GIVEN INSTRUCTION
Repeat, exactly and in full, the lines of the listing below, but without any pictures.

[Start MATERIAL]

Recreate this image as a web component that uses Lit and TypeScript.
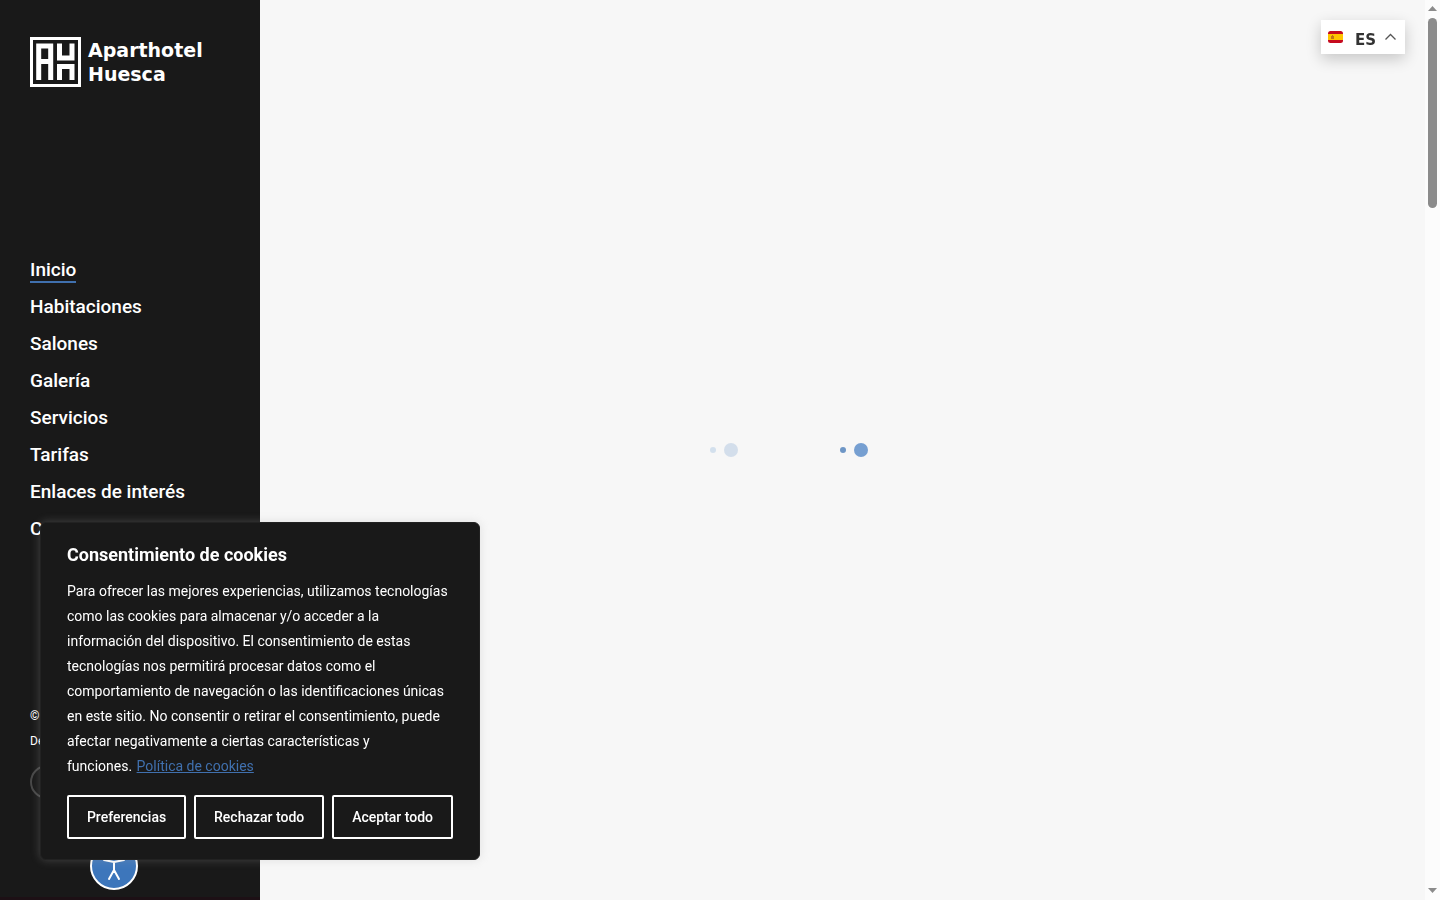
import { LitElement, html, css } from "lit";
import { customElement, state } from "lit/decorators.js";

const NAV = ["Inicio", "Habitaciones", "Salones", "Galería", "Servicios", "Tarifas", "Enlaces de interés", "Contacto"];

@customElement("site-sidebar")
class SiteSidebar extends LitElement {
  static styles = css`
    :host {
      display: flex;
      flex-direction: column;
      justify-content: space-between;
      box-sizing: border-box;
      width: 260px;
      flex: none;
      padding: 37px 30px 98px;
      background: #191919;
      color: #fff;
      border-bottom: 3px solid #1d1015;
    }
    a { color: inherit; text-decoration: none; }
    .logo { display: flex; gap: 7px; padding-bottom: 9px; font: bold 19px/24px "DejaVu Sans", sans-serif; }
    .logo svg { width: 51px; height: 50px; flex: none; }
    .logo span { padding-top: 1px; }
    ul { list-style: none; margin: 0; padding: 0; }
    li { font-size: 19px; font-weight: 500; line-height: 22px; padding: 7px 0 8px; }
    li a { display: inline-block; }
    li a.active { box-shadow: 0 2px 0 #4070ae; }
    p { margin: 0; font-size: 12px; line-height: 25px; white-space: nowrap; }
    .social {
      display: flex; align-items: center; justify-content: center;
      box-sizing: border-box; width: 34px; height: 34px; margin-top: 11px;
      border: 2px solid #484848; border-radius: 50%;
    }
    .social svg { width: 14px; height: 14px; }
  `;
  render() {
    return html`
      <a class="logo" href="#" aria-label="Aparthotel Huesca">
        <svg viewBox="0 0 51 50" aria-hidden="true">
          <rect x="1.5" y="1.5" width="48" height="47" fill="none" stroke="#fff" stroke-width="3" />
          <path d="M8.700 43V9H20.700V43M8.700 24.500H20.700M29.500 6.500v14.500h12.500V6.500M29.500 43V29.500h12.500V43" fill="none" stroke="#fff" stroke-width="5" />
        </svg>
        <span>Aparthotel<br />Huesca</span>
      </a>
      <nav>
        <ul>
          ${NAV.map((n, i) => html`<li><a class=${i === 0 ? "active" : ""} href="#">${n}</a></li>`)}
        </ul>
      </nav>
      <footer>
        <p>© Aparthotel</p>
        <p>Desarrollo</p>
        <a class="social" href="#" aria-label="Facebook">
          <svg viewBox="0 0 14 14"><path d="M10 1H8.500Q6 1 6 4v9M3.500 6H9" fill="none" stroke="#fff" stroke-width="2" /></svg>
        </a>
      </footer>
    `;
  }
}

@customElement("cookie-consent")
class CookieConsent extends LitElement {
  static styles = css`
    :host { display: block; }
    section {
      box-sizing: border-box; width: 440px; padding: 19px 26px 20px;
      border: 1px solid #222; border-radius: 6px;
      background: #191919; color: #fff;
      box-shadow: 0 0 10px rgba(172, 171, 171, 0.3);
    }
    h2 { margin: 0 0 11px; font-size: 18px; line-height: 26px; font-weight: 700; }
    p { margin: 0 0 16px; font-size: 14px; line-height: 25px; }
    p a { color: #4070ae; margin-left: 1px; white-space: nowrap; }
    .actions { display: flex; gap: 8px; }
    button {
      flex: 1 1 auto; height: 44px; padding: 0; border: 2px solid #fff; border-radius: 2px;
      background: transparent; color: #fff; font: 500 14px/24px Roboto, sans-serif; white-space: nowrap;
    }
  `;
  render() {
    return html`
      <section role="dialog" aria-labelledby="title">
        <h2 id="title">Consentimiento de cookies</h2>
        <p>Para ofrecer las mejores experiencias, utilizamos tecnologías como las cookies para almacenar y/o acceder a la información del dispositivo. El consentimiento de estas tecnologías nos permitirá procesar datos como el comportamiento de navegación o las identificaciones únicas en este sitio. No consentir o retirar el consentimiento, puede afectar negativamente a ciertas características y funciones.&nbsp;<a href="#">Política de cookies</a></p>
        <div class="actions">
          <button type="button">Preferencias</button>
          <button type="button">Rechazar todo</button>
          <button type="button">Aceptar todo</button>
        </div>
      </section>
    `;
  }
}

@customElement("language-switch")
class LanguageSwitch extends LitElement {
  static styles = css`
    :host { display: block; }
    button {
      display: flex; align-items: center; height: 34px; padding: 0 8px 0 7px; border: 0;
      background: #fff; color: #333; box-shadow: 0 5px 15px rgba(0, 0, 0, 0.2);
      font: bold 15px/20px "DejaVu Sans", sans-serif;
    }
    .flag { width: 15px; height: 12px; margin-right: 12px; }
    span { padding-top: 6px; }
    .chevron { width: 13px; height: 8px; margin-left: 8px; }
  `;
  render() {
    return html`
      <button type="button" aria-label="Idioma: ES">
        <svg class="flag" viewBox="0 0 15 12">
          <clipPath id="r"><rect width="15" height="12" rx="2.500" /></clipPath>
          <g clip-path="url(#r)">
            <path fill="#c60b1e" d="M0 0h15v12H0z" />
            <path fill="#ffc400" d="M0 3h15v6H0z" />
            <path fill="#ad5b20" d="M3 5h1v-1h1v1h1v3H3z" opacity=".75" />
          </g>
        </svg>
        <span>ES</span>
        <svg class="chevron" viewBox="0 0 13 8"><path d="M1.500 6.500l5-5 5 5" fill="none" stroke="#555" stroke-width="1.300" /></svg>
      </button>
    `;
  }
}

@customElement("app-root")
class AppRoot extends LitElement {
  @state() private dots = [
    { size: 6, color: "#d3e0ed" },
    { size: 14, color: "#d3deeb" },
    { size: 6, color: "#6e96c6" },
    { size: 14, color: "#769fd1" },
  ];
  static styles = css`
    :host { display: flex; min-height: 100vh; background: #f7f7f7; font-family: Roboto, sans-serif; }
    main { flex: 1; display: flex; align-items: center; justify-content: center; }
    .loader { display: flex; align-items: center; padding-right: 107px; }
    .pair { display: flex; align-items: center; gap: 8px; }
    .pair + .pair { margin-left: 102px; }
    .dot { border-radius: 50%; }
    .scroll {
      display: flex; flex-direction: column; align-items: center; box-sizing: border-box;
      width: 15px; padding: 6px 0 7px; background: #fcfcfc;
    }
    .thumb { width: 9px; height: 190px; margin-top: 7px; border-radius: 5px; background: #8b8b8b; }
    .arrow { width: 9px; height: 5px; fill: #8b8b8b; }
    .down { margin-top: auto; }
    language-switch { position: fixed; top: 20px; right: 35px; }
    cookie-consent { position: fixed; left: 40px; bottom: 40px; }
    .access {
      position: fixed; left: 90px; bottom: 10px; width: 48px; height: 48px; padding: 0;
      border: 2px solid #fff; border-radius: 50%; background: #3d76bb;
    }
    .access svg { display: block; width: 44px; height: 44px; }
  `;
  render() {
    const dot = (d: { size: number; color: string }) =>
      html`<span class="dot" style="width:${d.size}px;height:${d.size}px;background:${d.color}"></span>`;
    return html`
      <site-sidebar></site-sidebar>
      <main>
        <div class="loader" role="status" aria-label="Cargando">
          <div class="pair">${this.dots.slice(0, 2).map(dot)}</div>
          <div class="pair">${this.dots.slice(2).map(dot)}</div>
        </div>
      </main>
      <div class="scroll" aria-hidden="true">
        <svg class="arrow" viewBox="0 0 9 5"><path d="M4.500 0L9 5H0z" /></svg>
        <div class="thumb"></div>
        <svg class="arrow down" viewBox="0 0 9 5"><path d="M0 0h9L4.500 5z" /></svg>
      </div>
      <button class="access" type="button" aria-label="Accesibilidad">
        <svg viewBox="0 0 44 44" fill="none" stroke="#fff" stroke-width="2" stroke-linecap="round" stroke-linejoin="round">
          <circle cx="22" cy="10" r="3" />
          <path d="M12 16l10 2 10-2M22 18v8M22 26l-5 9M22 26l5 9" />
        </svg>
      </button>
      <language-switch></language-switch>
      <cookie-consent></cookie-consent>
    `;
  }
}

[End MATERIAL]

RIGHT ANSWER
Recreate this image as a web component that uses Lit and TypeScript.
import { LitElement, html, css } from "lit";
import { customElement, state } from "lit/decorators.js";

const NAV = ["Inicio", "Habitaciones", "Salones", "Galería", "Servicios", "Tarifas", "Enlaces de interés", "Contacto"];

@customElement("site-sidebar")
class SiteSidebar extends LitElement {
  static styles = css`
    :host {
      display: flex;
      flex-direction: column;
      justify-content: space-between;
      box-sizing: border-box;
      width: 260px;
      flex: none;
      padding: 37px 30px 98px;
      background: #191919;
      color: #fff;
      border-bottom: 3px solid #1d1015;
    }
    a { color: inherit; text-decoration: none; }
    .logo { display: flex; gap: 7px; padding-bottom: 9px; font: bold 19px/24px "DejaVu Sans", sans-serif; }
    .logo svg { width: 51px; height: 50px; flex: none; }
    .logo span { padding-top: 1px; }
    ul { list-style: none; margin: 0; padding: 0; }
    li { font-size: 19px; font-weight: 500; line-height: 22px; padding: 7px 0 8px; }
    li a { display: inline-block; }
    li a.active { box-shadow: 0 2px 0 #4070ae; }
    p { margin: 0; font-size: 12px; line-height: 25px; white-space: nowrap; }
    .social {
      display: flex; align-items: center; justify-content: center;
      box-sizing: border-box; width: 34px; height: 34px; margin-top: 11px;
      border: 2px solid #484848; border-radius: 50%;
    }
    .social svg { width: 14px; height: 14px; }
  `;
  render() {
    return html`
      <a class="logo" href="#" aria-label="Aparthotel Huesca">
        <svg viewBox="0 0 51 50" aria-hidden="true">
          <rect x="1.5" y="1.5" width="48" height="47" fill="none" stroke="#fff" stroke-width="3" />
          <path d="M8.700 43V9H20.700V43M8.700 24.500H20.700M29.500 6.500v14.500h12.500V6.500M29.500 43V29.500h12.500V43" fill="none" stroke="#fff" stroke-width="5" />
        </svg>
        <span>Aparthotel<br />Huesca</span>
      </a>
      <nav>
        <ul>
          ${NAV.map((n, i) => html`<li><a class=${i === 0 ? "active" : ""} href="#">${n}</a></li>`)}
        </ul>
      </nav>
      <footer>
        <p>© Aparthotel</p>
        <p>Desarrollo</p>
        <a class="social" href="#" aria-label="Facebook">
          <svg viewBox="0 0 14 14"><path d="M10 1H8.500Q6 1 6 4v9M3.500 6H9" fill="none" stroke="#fff" stroke-width="2" /></svg>
        </a>
      </footer>
    `;
  }
}

@customElement("cookie-consent")
class CookieConsent extends LitElement {
  static styles = css`
    :host { display: block; }
    section {
      box-sizing: border-box; width: 440px; padding: 19px 26px 20px;
      border: 1px solid #222; border-radius: 6px;
      background: #191919; color: #fff;
      box-shadow: 0 0 10px rgba(172, 171, 171, 0.3);
    }
    h2 { margin: 0 0 11px; font-size: 18px; line-height: 26px; font-weight: 700; }
    p { margin: 0 0 16px; font-size: 14px; line-height: 25px; }
    p a { color: #4070ae; margin-left: 1px; white-space: nowrap; }
    .actions { display: flex; gap: 8px; }
    button {
      flex: 1 1 auto; height: 44px; padding: 0; border: 2px solid #fff; border-radius: 2px;
      background: transparent; color: #fff; font: 500 14px/24px Roboto, sans-serif; white-space: nowrap;
    }
  `;
  render() {
    return html`
      <section role="dialog" aria-labelledby="title">
        <h2 id="title">Consentimiento de cookies</h2>
        <p>Para ofrecer las mejores experiencias, utilizamos tecnologías como las cookies para almacenar y/o acceder a la información del dispositivo. El consentimiento de estas tecnologías nos permitirá procesar datos como el comportamiento de navegación o las identificaciones únicas en este sitio. No consentir o retirar el consentimiento, puede afectar negativamente a ciertas características y funciones.&nbsp;<a href="#">Política de cookies</a></p>
        <div class="actions">
          <button type="button">Preferencias</button>
          <button type="button">Rechazar todo</button>
          <button type="button">Aceptar todo</button>
        </div>
      </section>
    `;
  }
}

@customElement("language-switch")
class LanguageSwitch extends LitElement {
  static styles = css`
    :host { display: block; }
    button {
      display: flex; align-items: center; height: 34px; padding: 0 8px 0 7px; border: 0;
      background: #fff; color: #333; box-shadow: 0 5px 15px rgba(0, 0, 0, 0.2);
      font: bold 15px/20px "DejaVu Sans", sans-serif;
    }
    .flag { width: 15px; height: 12px; margin-right: 12px; }
    span { padding-top: 6px; }
    .chevron { width: 13px; height: 8px; margin-left: 8px; }
  `;
  render() {
    return html`
      <button type="button" aria-label="Idioma: ES">
        <svg class="flag" viewBox="0 0 15 12">
          <clipPath id="r"><rect width="15" height="12" rx="2.500" /></clipPath>
          <g clip-path="url(#r)">
            <path fill="#c60b1e" d="M0 0h15v12H0z" />
            <path fill="#ffc400" d="M0 3h15v6H0z" />
            <path fill="#ad5b20" d="M3 5h1v-1h1v1h1v3H3z" opacity=".75" />
          </g>
        </svg>
        <span>ES</span>
        <svg class="chevron" viewBox="0 0 13 8"><path d="M1.500 6.500l5-5 5 5" fill="none" stroke="#555" stroke-width="1.300" /></svg>
      </button>
    `;
  }
}

@customElement("app-root")
class AppRoot extends LitElement {
  @state() private dots = [
    { size: 6, color: "#d3e0ed" },
    { size: 14, color: "#d3deeb" },
    { size: 6, color: "#6e96c6" },
    { size: 14, color: "#769fd1" },
  ];
  static styles = css`
    :host { display: flex; min-height: 100vh; background: #f7f7f7; font-family: Roboto, sans-serif; }
    main { flex: 1; display: flex; align-items: center; justify-content: center; }
    .loader { display: flex; align-items: center; padding-right: 107px; }
    .pair { display: flex; align-items: center; gap: 8px; }
    .pair + .pair { margin-left: 102px; }
    .dot { border-radius: 50%; }
    .scroll {
      display: flex; flex-direction: column; align-items: center; box-sizing: border-box;
      width: 15px; padding: 6px 0 7px; background: #fcfcfc;
    }
    .thumb { width: 9px; height: 190px; margin-top: 7px; border-radius: 5px; background: #8b8b8b; }
    .arrow { width: 9px; height: 5px; fill: #8b8b8b; }
    .down { margin-top: auto; }
    language-switch { position: fixed; top: 20px; right: 35px; }
    cookie-consent { position: fixed; left: 40px; bottom: 40px; }
    .access {
      position: fixed; left: 90px; bottom: 10px; width: 48px; height: 48px; padding: 0;
      border: 2px solid #fff; border-radius: 50%; background: #3d76bb;
    }
    .access svg { display: block; width: 44px; height: 44px; }
  `;
  render() {
    const dot = (d: { size: number; color: string }) =>
      html`<span class="dot" style="width:${d.size}px;height:${d.size}px;background:${d.color}"></span>`;
    return html`
      <site-sidebar></site-sidebar>
      <main>
        <div class="loader" role="status" aria-label="Cargando">
          <div class="pair">${this.dots.slice(0, 2).map(dot)}</div>
          <div class="pair">${this.dots.slice(2).map(dot)}</div>
        </div>
      </main>
      <div class="scroll" aria-hidden="true">
        <svg class="arrow" viewBox="0 0 9 5"><path d="M4.500 0L9 5H0z" /></svg>
        <div class="thumb"></div>
        <svg class="arrow down" viewBox="0 0 9 5"><path d="M0 0h9L4.500 5z" /></svg>
      </div>
      <button class="access" type="button" aria-label="Accesibilidad">
        <svg viewBox="0 0 44 44" fill="none" stroke="#fff" stroke-width="2" stroke-linecap="round" stroke-linejoin="round">
          <circle cx="22" cy="10" r="3" />
          <path d="M12 16l10 2 10-2M22 18v8M22 26l-5 9M22 26l5 9" />
        </svg>
      </button>
      <language-switch></language-switch>
      <cookie-consent></cookie-consent>
    `;
  }
}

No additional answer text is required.